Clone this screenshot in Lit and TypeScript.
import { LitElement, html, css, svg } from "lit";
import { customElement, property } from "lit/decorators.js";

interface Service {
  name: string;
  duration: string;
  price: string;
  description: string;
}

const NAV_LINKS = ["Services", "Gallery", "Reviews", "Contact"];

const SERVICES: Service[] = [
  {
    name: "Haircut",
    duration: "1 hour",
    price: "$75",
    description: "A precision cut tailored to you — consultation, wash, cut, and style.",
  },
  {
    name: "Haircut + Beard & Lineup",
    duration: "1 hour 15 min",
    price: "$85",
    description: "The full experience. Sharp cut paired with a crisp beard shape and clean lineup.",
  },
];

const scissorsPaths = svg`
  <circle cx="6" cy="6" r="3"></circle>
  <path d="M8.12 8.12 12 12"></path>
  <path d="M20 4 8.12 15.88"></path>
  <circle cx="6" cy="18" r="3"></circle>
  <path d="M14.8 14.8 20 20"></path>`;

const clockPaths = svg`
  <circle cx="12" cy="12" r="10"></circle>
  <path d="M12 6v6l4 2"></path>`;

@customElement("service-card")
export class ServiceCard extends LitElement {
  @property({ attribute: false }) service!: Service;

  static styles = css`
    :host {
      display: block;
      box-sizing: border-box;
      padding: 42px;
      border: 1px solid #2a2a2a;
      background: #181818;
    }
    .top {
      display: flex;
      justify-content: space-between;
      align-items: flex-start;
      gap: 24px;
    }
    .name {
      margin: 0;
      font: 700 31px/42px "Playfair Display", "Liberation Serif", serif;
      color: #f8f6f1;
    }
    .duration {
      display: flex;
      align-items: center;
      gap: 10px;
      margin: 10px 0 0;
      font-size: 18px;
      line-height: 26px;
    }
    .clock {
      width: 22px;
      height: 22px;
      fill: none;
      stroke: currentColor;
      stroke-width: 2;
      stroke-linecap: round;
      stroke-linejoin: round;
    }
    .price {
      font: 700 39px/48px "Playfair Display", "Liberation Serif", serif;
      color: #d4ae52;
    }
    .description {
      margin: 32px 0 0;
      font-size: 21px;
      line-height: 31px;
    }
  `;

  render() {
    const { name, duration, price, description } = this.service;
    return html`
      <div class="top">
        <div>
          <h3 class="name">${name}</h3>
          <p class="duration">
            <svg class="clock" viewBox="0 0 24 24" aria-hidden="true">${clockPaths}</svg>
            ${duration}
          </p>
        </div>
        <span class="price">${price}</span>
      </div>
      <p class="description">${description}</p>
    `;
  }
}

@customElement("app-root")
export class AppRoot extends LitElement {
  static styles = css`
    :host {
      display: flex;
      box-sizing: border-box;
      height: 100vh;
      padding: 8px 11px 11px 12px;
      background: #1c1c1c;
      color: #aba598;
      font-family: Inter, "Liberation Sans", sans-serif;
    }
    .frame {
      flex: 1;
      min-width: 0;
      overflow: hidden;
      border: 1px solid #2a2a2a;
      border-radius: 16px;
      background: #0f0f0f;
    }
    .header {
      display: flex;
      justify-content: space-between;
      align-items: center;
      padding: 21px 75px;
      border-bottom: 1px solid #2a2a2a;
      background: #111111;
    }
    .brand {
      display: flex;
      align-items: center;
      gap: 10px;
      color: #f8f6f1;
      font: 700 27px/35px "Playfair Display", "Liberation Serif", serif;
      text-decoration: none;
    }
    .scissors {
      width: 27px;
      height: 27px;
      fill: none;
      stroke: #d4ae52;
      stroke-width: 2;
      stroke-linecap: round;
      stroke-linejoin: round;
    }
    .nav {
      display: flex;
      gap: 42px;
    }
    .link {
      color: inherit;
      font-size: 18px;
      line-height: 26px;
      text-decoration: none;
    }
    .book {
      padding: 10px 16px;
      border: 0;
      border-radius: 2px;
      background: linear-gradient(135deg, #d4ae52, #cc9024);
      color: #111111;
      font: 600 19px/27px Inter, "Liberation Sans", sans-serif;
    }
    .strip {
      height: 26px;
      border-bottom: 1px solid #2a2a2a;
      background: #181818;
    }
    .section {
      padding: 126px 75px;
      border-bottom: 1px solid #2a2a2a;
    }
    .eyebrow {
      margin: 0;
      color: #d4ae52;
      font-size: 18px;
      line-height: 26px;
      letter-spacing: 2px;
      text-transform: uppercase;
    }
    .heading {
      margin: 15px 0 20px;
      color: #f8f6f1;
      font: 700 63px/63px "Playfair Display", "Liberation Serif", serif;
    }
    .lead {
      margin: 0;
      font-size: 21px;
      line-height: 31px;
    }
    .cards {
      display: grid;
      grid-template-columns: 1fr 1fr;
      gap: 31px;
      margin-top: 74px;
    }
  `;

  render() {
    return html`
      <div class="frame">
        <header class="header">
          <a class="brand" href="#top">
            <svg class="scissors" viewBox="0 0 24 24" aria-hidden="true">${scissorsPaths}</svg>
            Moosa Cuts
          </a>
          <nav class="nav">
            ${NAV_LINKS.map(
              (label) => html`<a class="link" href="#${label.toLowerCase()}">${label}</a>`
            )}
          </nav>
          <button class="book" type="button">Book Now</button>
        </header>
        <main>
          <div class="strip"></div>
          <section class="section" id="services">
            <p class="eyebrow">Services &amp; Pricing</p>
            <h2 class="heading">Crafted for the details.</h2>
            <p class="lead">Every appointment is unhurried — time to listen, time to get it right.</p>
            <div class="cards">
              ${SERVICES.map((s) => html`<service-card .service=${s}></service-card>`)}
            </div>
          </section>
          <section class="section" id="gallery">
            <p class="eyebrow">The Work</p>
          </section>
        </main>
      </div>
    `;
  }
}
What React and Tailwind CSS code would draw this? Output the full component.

———

**STATED PROBLEM:**
Give a word-for-word copy of the records.

**FINAL RESULT:**
Clone this screenshot in Lit and TypeScript.
import { LitElement, html, css, svg } from "lit";
import { customElement, property } from "lit/decorators.js";

interface Service {
  name: string;
  duration: string;
  price: string;
  description: string;
}

const NAV_LINKS = ["Services", "Gallery", "Reviews", "Contact"];

const SERVICES: Service[] = [
  {
    name: "Haircut",
    duration: "1 hour",
    price: "$75",
    description: "A precision cut tailored to you — consultation, wash, cut, and style.",
  },
  {
    name: "Haircut + Beard & Lineup",
    duration: "1 hour 15 min",
    price: "$85",
    description: "The full experience. Sharp cut paired with a crisp beard shape and clean lineup.",
  },
];

const scissorsPaths = svg`
  <circle cx="6" cy="6" r="3"></circle>
  <path d="M8.12 8.12 12 12"></path>
  <path d="M20 4 8.12 15.88"></path>
  <circle cx="6" cy="18" r="3"></circle>
  <path d="M14.8 14.8 20 20"></path>`;

const clockPaths = svg`
  <circle cx="12" cy="12" r="10"></circle>
  <path d="M12 6v6l4 2"></path>`;

@customElement("service-card")
export class ServiceCard extends LitElement {
  @property({ attribute: false }) service!: Service;

  static styles = css`
    :host {
      display: block;
      box-sizing: border-box;
      padding: 42px;
      border: 1px solid #2a2a2a;
      background: #181818;
    }
    .top {
      display: flex;
      justify-content: space-between;
      align-items: flex-start;
      gap: 24px;
    }
    .name {
      margin: 0;
      font: 700 31px/42px "Playfair Display", "Liberation Serif", serif;
      color: #f8f6f1;
    }
    .duration {
      display: flex;
      align-items: center;
      gap: 10px;
      margin: 10px 0 0;
      font-size: 18px;
      line-height: 26px;
    }
    .clock {
      width: 22px;
      height: 22px;
      fill: none;
      stroke: currentColor;
      stroke-width: 2;
      stroke-linecap: round;
      stroke-linejoin: round;
    }
    .price {
      font: 700 39px/48px "Playfair Display", "Liberation Serif", serif;
      color: #d4ae52;
    }
    .description {
      margin: 32px 0 0;
      font-size: 21px;
      line-height: 31px;
    }
  `;

  render() {
    const { name, duration, price, description } = this.service;
    return html`
      <div class="top">
        <div>
          <h3 class="name">${name}</h3>
          <p class="duration">
            <svg class="clock" viewBox="0 0 24 24" aria-hidden="true">${clockPaths}</svg>
            ${duration}
          </p>
        </div>
        <span class="price">${price}</span>
      </div>
      <p class="description">${description}</p>
    `;
  }
}

@customElement("app-root")
export class AppRoot extends LitElement {
  static styles = css`
    :host {
      display: flex;
      box-sizing: border-box;
      height: 100vh;
      padding: 8px 11px 11px 12px;
      background: #1c1c1c;
      color: #aba598;
      font-family: Inter, "Liberation Sans", sans-serif;
    }
    .frame {
      flex: 1;
      min-width: 0;
      overflow: hidden;
      border: 1px solid #2a2a2a;
      border-radius: 16px;
      background: #0f0f0f;
    }
    .header {
      display: flex;
      justify-content: space-between;
      align-items: center;
      padding: 21px 75px;
      border-bottom: 1px solid #2a2a2a;
      background: #111111;
    }
    .brand {
      display: flex;
      align-items: center;
      gap: 10px;
      color: #f8f6f1;
      font: 700 27px/35px "Playfair Display", "Liberation Serif", serif;
      text-decoration: none;
    }
    .scissors {
      width: 27px;
      height: 27px;
      fill: none;
      stroke: #d4ae52;
      stroke-width: 2;
      stroke-linecap: round;
      stroke-linejoin: round;
    }
    .nav {
      display: flex;
      gap: 42px;
    }
    .link {
      color: inherit;
      font-size: 18px;
      line-height: 26px;
      text-decoration: none;
    }
    .book {
      padding: 10px 16px;
      border: 0;
      border-radius: 2px;
      background: linear-gradient(135deg, #d4ae52, #cc9024);
      color: #111111;
      font: 600 19px/27px Inter, "Liberation Sans", sans-serif;
    }
    .strip {
      height: 26px;
      border-bottom: 1px solid #2a2a2a;
      background: #181818;
    }
    .section {
      padding: 126px 75px;
      border-bottom: 1px solid #2a2a2a;
    }
    .eyebrow {
      margin: 0;
      color: #d4ae52;
      font-size: 18px;
      line-height: 26px;
      letter-spacing: 2px;
      text-transform: uppercase;
    }
    .heading {
      margin: 15px 0 20px;
      color: #f8f6f1;
      font: 700 63px/63px "Playfair Display", "Liberation Serif", serif;
    }
    .lead {
      margin: 0;
      font-size: 21px;
      line-height: 31px;
    }
    .cards {
      display: grid;
      grid-template-columns: 1fr 1fr;
      gap: 31px;
      margin-top: 74px;
    }
  `;

  render() {
    return html`
      <div class="frame">
        <header class="header">
          <a class="brand" href="#top">
            <svg class="scissors" viewBox="0 0 24 24" aria-hidden="true">${scissorsPaths}</svg>
            Moosa Cuts
          </a>
          <nav class="nav">
            ${NAV_LINKS.map(
              (label) => html`<a class="link" href="#${label.toLowerCase()}">${label}</a>`
            )}
          </nav>
          <button class="book" type="button">Book Now</button>
        </header>
        <main>
          <div class="strip"></div>
          <section class="section" id="services">
            <p class="eyebrow">Services &amp; Pricing</p>
            <h2 class="heading">Crafted for the details.</h2>
            <p class="lead">Every appointment is unhurried — time to listen, time to get it right.</p>
            <div class="cards">
              ${SERVICES.map((s) => html`<service-card .service=${s}></service-card>`)}
            </div>
          </section>
          <section class="section" id="gallery">
            <p class="eyebrow">The Work</p>
          </section>
        </main>
      </div>
    `;
  }
}
What React and Tailwind CSS code would draw this? Output the full component.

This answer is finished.